The two main competitors to natural gas vehicles (NGV) in the transportation fuel sector — biodiesel and propane — received a boost from the California Energy Commission (CEC) earlier this month, with nearly $2 million in grants from the state alternative fuel production and vehicles fund, which has also given several million dollars to NGV programs this year. A Northern California-based firm, Yokayo Biofuels Inc., will get $1.86 million from the CEC to expand and upgrade its facilities. Production capacity is supposed to grow from 1,400 to 2,000 gallons/d, the CEC said. Yokayo uses an enzymatic process that is supposed to be environmentally cleaner and more efficient than current methods for producing biodiesel. The CEC also doled out $114,000 to Big Valley Ford Inc., a Ford dealer in Stockton, CA, for the state’s buy-down program allowing 19 propane gas-powered vehicles to be purchased with the grant helping to pay the difference between alternative fuel vehicles and conventional ones.

California’s three major private-sector utilities met the state’s 20% renewable portfolio standard (RPS) goal last year, according to a report the California Public Utilities Commission (CPUC) filed with the state legislature. Each of the utilities — Pacific Gas and Electric Co. (20.1%), Southern California Edison Co. (21.1%), and San Diego Gas and Electric Co. (20.8%) — exceeded the goal, collectively having 20.6% of their power supplies come from renewable sources.
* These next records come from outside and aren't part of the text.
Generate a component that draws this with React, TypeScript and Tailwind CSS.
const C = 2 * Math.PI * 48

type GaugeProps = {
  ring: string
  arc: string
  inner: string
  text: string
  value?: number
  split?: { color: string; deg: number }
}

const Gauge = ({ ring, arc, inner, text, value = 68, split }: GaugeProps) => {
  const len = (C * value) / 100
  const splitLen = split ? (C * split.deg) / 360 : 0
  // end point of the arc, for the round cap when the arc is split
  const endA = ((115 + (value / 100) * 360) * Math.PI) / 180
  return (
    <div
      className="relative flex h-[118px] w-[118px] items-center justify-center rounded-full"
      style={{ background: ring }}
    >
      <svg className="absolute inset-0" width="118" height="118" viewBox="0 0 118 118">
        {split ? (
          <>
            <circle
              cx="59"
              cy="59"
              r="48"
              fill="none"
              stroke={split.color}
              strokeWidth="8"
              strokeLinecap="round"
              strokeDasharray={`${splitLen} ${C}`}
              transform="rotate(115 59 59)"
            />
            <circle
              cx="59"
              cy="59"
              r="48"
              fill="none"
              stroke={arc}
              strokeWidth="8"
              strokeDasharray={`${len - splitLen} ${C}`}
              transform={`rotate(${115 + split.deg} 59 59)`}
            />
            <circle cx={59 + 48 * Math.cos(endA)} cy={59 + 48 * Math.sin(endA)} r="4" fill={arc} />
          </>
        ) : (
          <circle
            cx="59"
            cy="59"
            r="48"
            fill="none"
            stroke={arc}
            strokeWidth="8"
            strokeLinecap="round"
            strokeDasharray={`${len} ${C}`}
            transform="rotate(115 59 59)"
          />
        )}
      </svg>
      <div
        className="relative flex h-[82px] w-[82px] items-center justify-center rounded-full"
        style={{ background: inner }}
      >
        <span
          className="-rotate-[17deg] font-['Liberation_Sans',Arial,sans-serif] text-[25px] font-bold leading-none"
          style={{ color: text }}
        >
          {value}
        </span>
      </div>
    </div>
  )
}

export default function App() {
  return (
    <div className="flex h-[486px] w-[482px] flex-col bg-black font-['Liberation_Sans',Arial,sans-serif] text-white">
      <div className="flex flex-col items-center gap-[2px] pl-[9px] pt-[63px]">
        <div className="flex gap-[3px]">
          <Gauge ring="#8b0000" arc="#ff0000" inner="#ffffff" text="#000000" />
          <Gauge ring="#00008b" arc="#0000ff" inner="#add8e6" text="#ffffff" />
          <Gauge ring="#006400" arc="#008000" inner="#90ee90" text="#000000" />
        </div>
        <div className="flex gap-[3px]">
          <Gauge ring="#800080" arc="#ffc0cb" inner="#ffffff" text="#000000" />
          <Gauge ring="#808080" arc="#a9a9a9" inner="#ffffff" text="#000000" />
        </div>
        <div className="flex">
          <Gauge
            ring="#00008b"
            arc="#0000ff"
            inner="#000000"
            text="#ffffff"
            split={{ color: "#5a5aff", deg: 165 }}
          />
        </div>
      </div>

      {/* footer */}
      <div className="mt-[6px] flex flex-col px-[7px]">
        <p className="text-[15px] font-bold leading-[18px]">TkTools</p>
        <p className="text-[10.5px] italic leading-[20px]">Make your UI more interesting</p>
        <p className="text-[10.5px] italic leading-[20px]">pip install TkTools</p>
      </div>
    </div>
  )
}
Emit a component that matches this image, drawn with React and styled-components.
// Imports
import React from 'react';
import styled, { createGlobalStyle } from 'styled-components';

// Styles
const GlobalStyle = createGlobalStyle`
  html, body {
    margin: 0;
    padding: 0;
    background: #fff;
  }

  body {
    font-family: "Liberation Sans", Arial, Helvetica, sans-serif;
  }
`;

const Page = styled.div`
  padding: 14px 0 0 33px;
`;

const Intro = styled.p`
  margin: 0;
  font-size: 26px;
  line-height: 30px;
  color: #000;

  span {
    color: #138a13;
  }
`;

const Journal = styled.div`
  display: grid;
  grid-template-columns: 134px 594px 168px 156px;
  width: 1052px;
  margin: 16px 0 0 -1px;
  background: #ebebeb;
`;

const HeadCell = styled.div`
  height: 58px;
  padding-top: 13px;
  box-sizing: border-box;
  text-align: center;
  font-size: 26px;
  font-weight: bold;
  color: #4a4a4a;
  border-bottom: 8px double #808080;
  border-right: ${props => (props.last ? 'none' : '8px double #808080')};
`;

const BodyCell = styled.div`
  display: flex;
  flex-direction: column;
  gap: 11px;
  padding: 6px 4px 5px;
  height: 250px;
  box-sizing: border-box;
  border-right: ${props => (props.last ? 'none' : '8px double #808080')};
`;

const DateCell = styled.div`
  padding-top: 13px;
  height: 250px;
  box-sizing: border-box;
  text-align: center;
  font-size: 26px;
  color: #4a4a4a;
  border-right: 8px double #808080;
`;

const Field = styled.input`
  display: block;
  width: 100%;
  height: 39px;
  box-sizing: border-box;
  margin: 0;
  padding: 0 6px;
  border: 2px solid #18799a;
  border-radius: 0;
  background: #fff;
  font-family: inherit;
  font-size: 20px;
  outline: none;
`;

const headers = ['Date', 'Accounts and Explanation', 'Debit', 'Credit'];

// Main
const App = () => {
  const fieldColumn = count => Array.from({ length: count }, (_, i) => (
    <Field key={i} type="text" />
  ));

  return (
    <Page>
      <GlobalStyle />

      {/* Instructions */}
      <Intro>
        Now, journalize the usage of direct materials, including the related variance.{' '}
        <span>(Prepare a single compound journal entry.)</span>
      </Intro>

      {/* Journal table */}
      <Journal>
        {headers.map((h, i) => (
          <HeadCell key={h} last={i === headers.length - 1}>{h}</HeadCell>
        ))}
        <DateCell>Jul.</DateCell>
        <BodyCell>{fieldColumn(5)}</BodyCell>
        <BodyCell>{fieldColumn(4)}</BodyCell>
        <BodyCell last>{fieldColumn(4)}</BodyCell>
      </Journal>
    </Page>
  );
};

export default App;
In 2011, the utilities recorded the greatest year-to-year growth in renewable generation since the state established the RPS in 2003. The CPUC made its report as the 370 MW Ivanpah solar photovoltaic (PV) reached the halfway point in construction on 3,500 acres in the eastern Mojave Desert in California, about 40 miles from Las Vegas, NV. The $2.2 billion Ivanpah project is one of nine solar projects approved by the CEC on an accelerated basis in 2010.